- _INSTRUCTIONS TO FOLLOW_
What is the count of lines that hold the word "TypeScript"? Give only the number.

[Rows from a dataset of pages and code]
--- Begin ---

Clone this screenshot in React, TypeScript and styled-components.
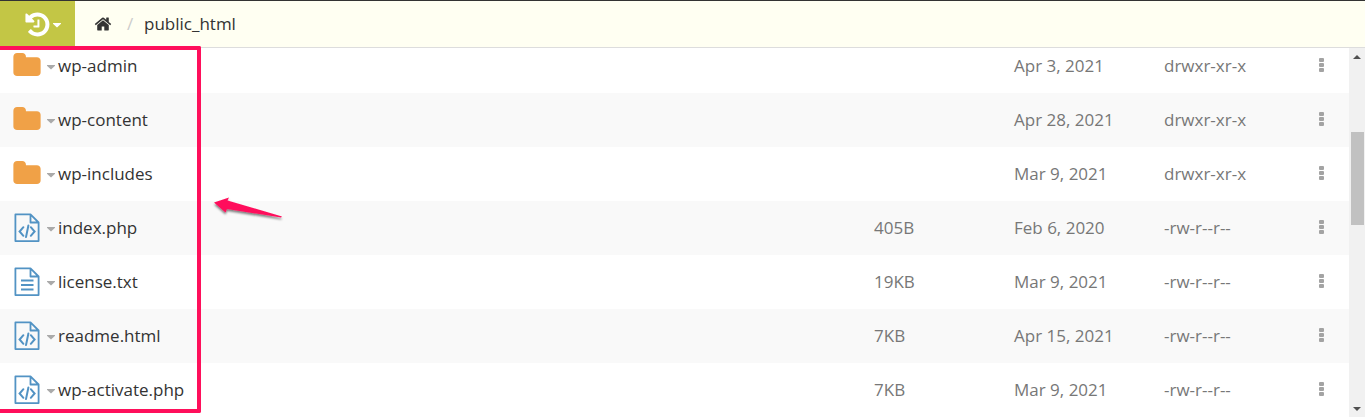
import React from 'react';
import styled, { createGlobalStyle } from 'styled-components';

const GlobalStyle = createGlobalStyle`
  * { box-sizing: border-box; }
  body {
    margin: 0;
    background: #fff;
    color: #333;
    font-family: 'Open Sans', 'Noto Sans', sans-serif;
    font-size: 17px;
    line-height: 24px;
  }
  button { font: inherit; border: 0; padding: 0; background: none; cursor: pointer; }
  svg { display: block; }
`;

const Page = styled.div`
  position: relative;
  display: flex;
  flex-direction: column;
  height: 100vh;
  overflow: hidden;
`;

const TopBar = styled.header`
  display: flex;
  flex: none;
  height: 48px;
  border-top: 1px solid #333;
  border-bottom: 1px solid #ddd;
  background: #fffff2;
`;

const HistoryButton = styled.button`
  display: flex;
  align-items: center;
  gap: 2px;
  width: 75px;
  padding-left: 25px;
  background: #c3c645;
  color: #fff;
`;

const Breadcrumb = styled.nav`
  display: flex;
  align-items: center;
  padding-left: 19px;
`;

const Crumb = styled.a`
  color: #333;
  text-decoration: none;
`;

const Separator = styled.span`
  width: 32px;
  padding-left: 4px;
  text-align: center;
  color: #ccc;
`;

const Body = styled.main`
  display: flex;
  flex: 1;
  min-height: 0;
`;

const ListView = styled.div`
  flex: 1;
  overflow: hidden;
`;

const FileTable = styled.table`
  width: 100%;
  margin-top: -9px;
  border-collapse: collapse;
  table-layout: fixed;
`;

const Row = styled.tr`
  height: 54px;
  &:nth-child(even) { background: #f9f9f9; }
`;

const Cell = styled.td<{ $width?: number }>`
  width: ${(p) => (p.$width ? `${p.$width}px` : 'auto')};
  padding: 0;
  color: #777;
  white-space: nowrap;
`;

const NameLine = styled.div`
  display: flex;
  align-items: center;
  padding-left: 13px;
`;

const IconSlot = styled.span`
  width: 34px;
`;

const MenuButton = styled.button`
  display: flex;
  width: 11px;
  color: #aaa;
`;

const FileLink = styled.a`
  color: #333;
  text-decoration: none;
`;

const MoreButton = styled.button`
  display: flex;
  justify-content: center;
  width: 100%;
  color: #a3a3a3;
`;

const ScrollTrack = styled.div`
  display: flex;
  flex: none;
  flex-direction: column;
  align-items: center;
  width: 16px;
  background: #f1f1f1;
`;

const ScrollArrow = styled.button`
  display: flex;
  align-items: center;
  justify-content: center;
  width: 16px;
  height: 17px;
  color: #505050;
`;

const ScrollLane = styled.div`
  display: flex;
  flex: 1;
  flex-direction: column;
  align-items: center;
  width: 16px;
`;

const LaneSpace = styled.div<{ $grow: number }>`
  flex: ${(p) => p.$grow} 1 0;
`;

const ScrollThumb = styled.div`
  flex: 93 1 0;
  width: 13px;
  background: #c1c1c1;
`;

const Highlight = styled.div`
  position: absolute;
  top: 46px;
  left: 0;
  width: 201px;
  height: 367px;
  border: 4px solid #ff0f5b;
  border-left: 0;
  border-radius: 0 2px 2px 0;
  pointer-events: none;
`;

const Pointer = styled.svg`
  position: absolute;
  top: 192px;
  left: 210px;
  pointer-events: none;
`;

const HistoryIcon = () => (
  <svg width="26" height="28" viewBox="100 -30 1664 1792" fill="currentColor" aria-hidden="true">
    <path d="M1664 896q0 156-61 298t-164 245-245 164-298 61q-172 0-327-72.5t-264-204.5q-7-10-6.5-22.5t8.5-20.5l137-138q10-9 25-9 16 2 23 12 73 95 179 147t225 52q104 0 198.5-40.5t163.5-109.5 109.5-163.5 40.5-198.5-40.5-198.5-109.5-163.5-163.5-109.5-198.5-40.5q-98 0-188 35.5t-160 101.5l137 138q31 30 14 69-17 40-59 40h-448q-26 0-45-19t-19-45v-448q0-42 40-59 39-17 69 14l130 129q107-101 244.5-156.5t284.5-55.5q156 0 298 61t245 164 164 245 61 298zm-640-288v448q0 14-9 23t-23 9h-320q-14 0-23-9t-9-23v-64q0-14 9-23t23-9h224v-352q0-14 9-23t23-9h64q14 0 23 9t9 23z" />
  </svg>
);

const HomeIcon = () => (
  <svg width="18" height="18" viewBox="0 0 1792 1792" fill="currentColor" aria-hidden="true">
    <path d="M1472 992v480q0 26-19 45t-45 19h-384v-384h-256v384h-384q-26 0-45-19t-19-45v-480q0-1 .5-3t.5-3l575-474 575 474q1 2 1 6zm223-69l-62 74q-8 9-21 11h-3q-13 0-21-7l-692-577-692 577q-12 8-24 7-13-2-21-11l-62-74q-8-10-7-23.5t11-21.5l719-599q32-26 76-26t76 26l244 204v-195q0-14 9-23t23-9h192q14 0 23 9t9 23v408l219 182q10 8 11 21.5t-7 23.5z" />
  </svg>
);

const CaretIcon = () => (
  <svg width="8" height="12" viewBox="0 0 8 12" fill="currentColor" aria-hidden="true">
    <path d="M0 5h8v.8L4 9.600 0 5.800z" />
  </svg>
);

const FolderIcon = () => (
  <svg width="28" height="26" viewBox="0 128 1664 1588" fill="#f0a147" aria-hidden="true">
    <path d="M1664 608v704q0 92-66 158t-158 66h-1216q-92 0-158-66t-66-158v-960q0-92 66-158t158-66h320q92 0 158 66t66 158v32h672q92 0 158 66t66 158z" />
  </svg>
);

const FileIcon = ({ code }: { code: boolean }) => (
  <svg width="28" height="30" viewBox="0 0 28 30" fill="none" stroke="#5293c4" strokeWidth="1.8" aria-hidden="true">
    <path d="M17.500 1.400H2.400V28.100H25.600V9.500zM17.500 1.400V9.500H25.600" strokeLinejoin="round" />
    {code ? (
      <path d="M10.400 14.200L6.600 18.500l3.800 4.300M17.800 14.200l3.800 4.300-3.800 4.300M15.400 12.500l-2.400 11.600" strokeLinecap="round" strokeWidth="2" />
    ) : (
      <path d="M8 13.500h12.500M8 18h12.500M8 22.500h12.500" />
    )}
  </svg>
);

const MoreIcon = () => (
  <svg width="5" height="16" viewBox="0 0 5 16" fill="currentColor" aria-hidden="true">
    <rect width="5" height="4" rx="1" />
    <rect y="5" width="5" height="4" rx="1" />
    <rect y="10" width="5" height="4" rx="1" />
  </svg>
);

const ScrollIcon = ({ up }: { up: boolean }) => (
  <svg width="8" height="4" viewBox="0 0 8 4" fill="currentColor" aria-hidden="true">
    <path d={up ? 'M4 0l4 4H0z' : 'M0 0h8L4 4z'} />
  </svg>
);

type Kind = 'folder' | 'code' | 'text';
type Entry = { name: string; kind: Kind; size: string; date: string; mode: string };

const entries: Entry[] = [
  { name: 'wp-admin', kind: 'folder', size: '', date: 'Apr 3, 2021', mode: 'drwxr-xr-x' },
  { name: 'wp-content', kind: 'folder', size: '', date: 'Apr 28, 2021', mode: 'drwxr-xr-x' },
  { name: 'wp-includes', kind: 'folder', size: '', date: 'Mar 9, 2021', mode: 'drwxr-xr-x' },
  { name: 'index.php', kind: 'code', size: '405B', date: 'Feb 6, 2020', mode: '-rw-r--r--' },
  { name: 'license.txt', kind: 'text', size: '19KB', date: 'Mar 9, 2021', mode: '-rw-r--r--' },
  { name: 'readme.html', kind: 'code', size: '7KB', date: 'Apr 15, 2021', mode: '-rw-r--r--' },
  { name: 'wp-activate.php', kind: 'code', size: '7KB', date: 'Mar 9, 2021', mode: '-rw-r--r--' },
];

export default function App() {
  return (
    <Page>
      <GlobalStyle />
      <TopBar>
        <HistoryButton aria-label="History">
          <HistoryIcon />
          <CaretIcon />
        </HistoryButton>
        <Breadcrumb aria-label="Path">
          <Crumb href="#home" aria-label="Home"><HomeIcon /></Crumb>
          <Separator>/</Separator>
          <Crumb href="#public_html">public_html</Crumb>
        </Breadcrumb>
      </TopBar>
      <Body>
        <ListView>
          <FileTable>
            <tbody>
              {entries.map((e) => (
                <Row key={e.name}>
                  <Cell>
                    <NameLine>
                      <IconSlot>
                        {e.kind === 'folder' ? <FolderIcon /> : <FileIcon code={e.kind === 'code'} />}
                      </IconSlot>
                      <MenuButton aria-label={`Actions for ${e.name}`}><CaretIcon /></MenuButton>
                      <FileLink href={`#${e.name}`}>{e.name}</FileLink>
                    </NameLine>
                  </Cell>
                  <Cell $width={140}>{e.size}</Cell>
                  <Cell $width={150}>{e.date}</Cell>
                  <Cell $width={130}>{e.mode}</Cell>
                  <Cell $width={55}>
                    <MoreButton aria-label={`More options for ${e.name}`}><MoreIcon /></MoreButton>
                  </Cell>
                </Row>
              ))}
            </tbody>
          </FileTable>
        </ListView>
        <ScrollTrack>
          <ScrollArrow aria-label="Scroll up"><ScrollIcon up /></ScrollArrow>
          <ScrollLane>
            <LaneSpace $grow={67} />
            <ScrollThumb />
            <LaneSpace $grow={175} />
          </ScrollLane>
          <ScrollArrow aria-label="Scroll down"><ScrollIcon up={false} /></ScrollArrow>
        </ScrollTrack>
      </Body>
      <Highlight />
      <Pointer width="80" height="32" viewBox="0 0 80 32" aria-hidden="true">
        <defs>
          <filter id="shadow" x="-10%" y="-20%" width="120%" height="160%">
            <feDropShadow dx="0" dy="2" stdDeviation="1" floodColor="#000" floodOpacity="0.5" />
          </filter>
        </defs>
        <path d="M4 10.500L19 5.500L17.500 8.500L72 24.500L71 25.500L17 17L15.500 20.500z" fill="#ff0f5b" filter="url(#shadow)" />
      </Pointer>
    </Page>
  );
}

--- End ---
--- Begin ---

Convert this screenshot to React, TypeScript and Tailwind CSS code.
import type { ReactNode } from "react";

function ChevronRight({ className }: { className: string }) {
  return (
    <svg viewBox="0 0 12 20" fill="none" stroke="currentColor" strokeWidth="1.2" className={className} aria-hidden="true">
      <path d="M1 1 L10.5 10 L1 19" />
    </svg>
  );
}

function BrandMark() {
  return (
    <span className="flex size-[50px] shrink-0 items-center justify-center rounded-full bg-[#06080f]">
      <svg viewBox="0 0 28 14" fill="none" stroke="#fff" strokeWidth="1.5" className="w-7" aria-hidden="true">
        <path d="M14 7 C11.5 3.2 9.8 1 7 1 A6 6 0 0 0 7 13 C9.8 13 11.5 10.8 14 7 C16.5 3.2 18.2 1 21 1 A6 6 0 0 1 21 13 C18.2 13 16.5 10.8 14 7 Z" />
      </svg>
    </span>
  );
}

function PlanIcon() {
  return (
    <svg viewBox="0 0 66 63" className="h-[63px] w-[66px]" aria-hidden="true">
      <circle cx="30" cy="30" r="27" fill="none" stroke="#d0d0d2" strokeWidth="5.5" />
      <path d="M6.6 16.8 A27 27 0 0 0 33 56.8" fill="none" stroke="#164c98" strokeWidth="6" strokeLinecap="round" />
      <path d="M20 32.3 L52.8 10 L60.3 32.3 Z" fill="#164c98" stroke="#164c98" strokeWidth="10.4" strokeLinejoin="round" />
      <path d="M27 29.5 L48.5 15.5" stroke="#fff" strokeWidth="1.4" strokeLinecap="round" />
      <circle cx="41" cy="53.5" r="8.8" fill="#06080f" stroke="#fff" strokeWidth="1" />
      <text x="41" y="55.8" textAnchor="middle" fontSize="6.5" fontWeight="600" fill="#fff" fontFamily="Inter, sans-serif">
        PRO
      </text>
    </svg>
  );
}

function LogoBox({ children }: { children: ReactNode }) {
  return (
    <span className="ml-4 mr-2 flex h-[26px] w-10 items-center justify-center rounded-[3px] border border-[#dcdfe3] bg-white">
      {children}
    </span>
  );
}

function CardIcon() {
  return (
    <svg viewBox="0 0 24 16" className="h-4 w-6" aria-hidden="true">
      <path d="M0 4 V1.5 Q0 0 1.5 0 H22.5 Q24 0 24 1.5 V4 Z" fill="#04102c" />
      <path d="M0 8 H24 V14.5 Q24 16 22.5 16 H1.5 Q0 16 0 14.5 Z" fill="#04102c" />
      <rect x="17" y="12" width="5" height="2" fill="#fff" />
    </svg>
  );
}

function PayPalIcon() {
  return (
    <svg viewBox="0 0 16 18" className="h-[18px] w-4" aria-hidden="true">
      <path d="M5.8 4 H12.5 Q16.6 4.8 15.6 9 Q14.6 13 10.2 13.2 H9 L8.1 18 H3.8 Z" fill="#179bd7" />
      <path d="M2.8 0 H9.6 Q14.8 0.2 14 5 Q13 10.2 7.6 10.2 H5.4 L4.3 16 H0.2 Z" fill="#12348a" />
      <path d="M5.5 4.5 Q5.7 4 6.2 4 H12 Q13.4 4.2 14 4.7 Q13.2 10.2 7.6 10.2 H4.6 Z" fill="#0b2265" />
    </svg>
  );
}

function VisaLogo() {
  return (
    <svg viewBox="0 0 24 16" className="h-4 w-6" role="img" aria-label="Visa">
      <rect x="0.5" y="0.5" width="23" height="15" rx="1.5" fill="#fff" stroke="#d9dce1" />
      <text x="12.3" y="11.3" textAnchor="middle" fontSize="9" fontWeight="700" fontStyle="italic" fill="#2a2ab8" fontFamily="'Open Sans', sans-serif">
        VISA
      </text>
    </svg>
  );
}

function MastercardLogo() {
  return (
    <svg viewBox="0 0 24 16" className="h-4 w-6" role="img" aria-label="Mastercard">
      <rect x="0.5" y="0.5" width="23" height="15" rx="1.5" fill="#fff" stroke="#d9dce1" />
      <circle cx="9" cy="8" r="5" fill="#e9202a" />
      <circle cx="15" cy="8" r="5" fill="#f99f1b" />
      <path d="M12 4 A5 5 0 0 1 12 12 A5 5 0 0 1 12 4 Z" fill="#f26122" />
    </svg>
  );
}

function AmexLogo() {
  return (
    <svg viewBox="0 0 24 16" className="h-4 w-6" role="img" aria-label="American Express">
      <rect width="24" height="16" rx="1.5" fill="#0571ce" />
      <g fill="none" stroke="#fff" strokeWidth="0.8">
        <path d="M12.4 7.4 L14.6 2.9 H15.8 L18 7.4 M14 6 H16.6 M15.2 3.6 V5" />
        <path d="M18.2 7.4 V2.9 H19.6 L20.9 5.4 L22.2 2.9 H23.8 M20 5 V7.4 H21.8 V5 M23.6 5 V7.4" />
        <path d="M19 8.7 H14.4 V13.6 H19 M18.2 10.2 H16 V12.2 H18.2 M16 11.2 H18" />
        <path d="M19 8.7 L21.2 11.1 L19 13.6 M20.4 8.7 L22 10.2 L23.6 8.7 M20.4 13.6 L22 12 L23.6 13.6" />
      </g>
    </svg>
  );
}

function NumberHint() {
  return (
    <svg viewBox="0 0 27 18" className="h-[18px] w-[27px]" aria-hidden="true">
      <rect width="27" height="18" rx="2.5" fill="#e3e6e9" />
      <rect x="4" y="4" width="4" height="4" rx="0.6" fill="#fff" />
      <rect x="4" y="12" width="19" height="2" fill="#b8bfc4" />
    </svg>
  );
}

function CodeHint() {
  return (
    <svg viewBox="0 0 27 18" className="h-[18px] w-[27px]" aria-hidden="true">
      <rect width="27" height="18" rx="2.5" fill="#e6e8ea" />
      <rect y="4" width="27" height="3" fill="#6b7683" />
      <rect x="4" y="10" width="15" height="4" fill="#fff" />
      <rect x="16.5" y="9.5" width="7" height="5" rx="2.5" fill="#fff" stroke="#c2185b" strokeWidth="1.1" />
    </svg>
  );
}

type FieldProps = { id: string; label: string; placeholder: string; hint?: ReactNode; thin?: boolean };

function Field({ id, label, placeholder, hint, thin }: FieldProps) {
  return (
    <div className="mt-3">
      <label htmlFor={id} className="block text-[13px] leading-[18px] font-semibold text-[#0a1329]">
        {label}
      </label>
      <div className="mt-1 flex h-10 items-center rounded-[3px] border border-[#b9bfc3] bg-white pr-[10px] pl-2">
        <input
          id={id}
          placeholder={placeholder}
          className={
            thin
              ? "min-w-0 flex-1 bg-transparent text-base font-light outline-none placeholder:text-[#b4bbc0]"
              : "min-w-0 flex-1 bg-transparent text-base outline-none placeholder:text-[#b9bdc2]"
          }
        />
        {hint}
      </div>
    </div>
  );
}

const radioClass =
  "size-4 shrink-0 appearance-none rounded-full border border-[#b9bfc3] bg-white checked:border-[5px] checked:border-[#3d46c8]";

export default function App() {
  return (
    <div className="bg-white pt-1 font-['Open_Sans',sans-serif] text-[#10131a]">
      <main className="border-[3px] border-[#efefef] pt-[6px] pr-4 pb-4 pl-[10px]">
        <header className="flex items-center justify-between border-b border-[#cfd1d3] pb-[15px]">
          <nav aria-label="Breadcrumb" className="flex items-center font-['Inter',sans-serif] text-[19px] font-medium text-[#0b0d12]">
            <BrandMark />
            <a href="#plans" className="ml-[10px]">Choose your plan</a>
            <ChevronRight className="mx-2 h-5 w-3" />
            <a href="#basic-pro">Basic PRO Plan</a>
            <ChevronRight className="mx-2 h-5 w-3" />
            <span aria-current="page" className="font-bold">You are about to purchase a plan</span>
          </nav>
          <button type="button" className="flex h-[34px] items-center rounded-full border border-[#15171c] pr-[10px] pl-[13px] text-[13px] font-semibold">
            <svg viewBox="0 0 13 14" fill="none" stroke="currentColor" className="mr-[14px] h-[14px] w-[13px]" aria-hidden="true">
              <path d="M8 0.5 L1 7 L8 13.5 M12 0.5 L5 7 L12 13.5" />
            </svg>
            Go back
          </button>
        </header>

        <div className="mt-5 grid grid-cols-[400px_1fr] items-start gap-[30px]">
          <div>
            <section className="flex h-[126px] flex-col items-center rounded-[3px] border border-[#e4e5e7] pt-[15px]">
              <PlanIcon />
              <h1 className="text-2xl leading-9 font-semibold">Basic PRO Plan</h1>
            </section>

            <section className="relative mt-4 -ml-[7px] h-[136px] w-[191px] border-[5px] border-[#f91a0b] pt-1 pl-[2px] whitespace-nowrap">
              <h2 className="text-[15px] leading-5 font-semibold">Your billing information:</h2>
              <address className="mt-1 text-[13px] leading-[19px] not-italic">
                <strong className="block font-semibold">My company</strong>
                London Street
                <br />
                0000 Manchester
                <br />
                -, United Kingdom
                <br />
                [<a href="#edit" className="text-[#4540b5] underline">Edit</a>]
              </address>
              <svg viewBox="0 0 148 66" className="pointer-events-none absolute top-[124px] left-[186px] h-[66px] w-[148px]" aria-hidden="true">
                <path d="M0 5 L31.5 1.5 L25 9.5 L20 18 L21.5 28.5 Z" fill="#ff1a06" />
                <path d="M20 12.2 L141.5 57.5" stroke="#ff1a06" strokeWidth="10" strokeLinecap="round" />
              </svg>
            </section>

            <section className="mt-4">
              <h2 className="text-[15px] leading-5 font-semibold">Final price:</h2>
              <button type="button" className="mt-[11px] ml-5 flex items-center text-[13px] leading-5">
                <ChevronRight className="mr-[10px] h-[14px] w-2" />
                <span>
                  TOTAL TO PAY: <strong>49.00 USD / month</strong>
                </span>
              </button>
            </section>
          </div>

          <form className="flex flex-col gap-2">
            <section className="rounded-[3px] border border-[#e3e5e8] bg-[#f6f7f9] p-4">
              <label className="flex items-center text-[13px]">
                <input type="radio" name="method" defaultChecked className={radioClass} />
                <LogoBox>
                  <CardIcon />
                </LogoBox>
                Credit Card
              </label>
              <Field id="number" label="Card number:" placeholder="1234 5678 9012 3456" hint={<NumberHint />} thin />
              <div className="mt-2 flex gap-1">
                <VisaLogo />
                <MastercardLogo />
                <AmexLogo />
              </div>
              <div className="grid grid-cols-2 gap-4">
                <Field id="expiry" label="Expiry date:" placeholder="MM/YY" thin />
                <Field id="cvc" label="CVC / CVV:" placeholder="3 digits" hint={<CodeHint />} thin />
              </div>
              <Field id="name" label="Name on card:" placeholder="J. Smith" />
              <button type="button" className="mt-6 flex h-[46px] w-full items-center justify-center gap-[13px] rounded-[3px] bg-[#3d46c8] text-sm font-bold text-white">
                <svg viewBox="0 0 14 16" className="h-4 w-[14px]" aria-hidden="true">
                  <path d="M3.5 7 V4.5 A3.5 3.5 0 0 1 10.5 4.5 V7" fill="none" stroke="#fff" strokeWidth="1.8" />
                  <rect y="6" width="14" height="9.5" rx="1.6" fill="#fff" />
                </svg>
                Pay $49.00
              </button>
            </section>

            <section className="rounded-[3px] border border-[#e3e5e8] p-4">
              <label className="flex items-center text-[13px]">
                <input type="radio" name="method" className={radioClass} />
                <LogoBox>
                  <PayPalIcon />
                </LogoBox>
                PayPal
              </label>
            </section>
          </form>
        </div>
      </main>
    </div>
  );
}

--- End ---

- _ANSWER TO THIS EXERCISE_
2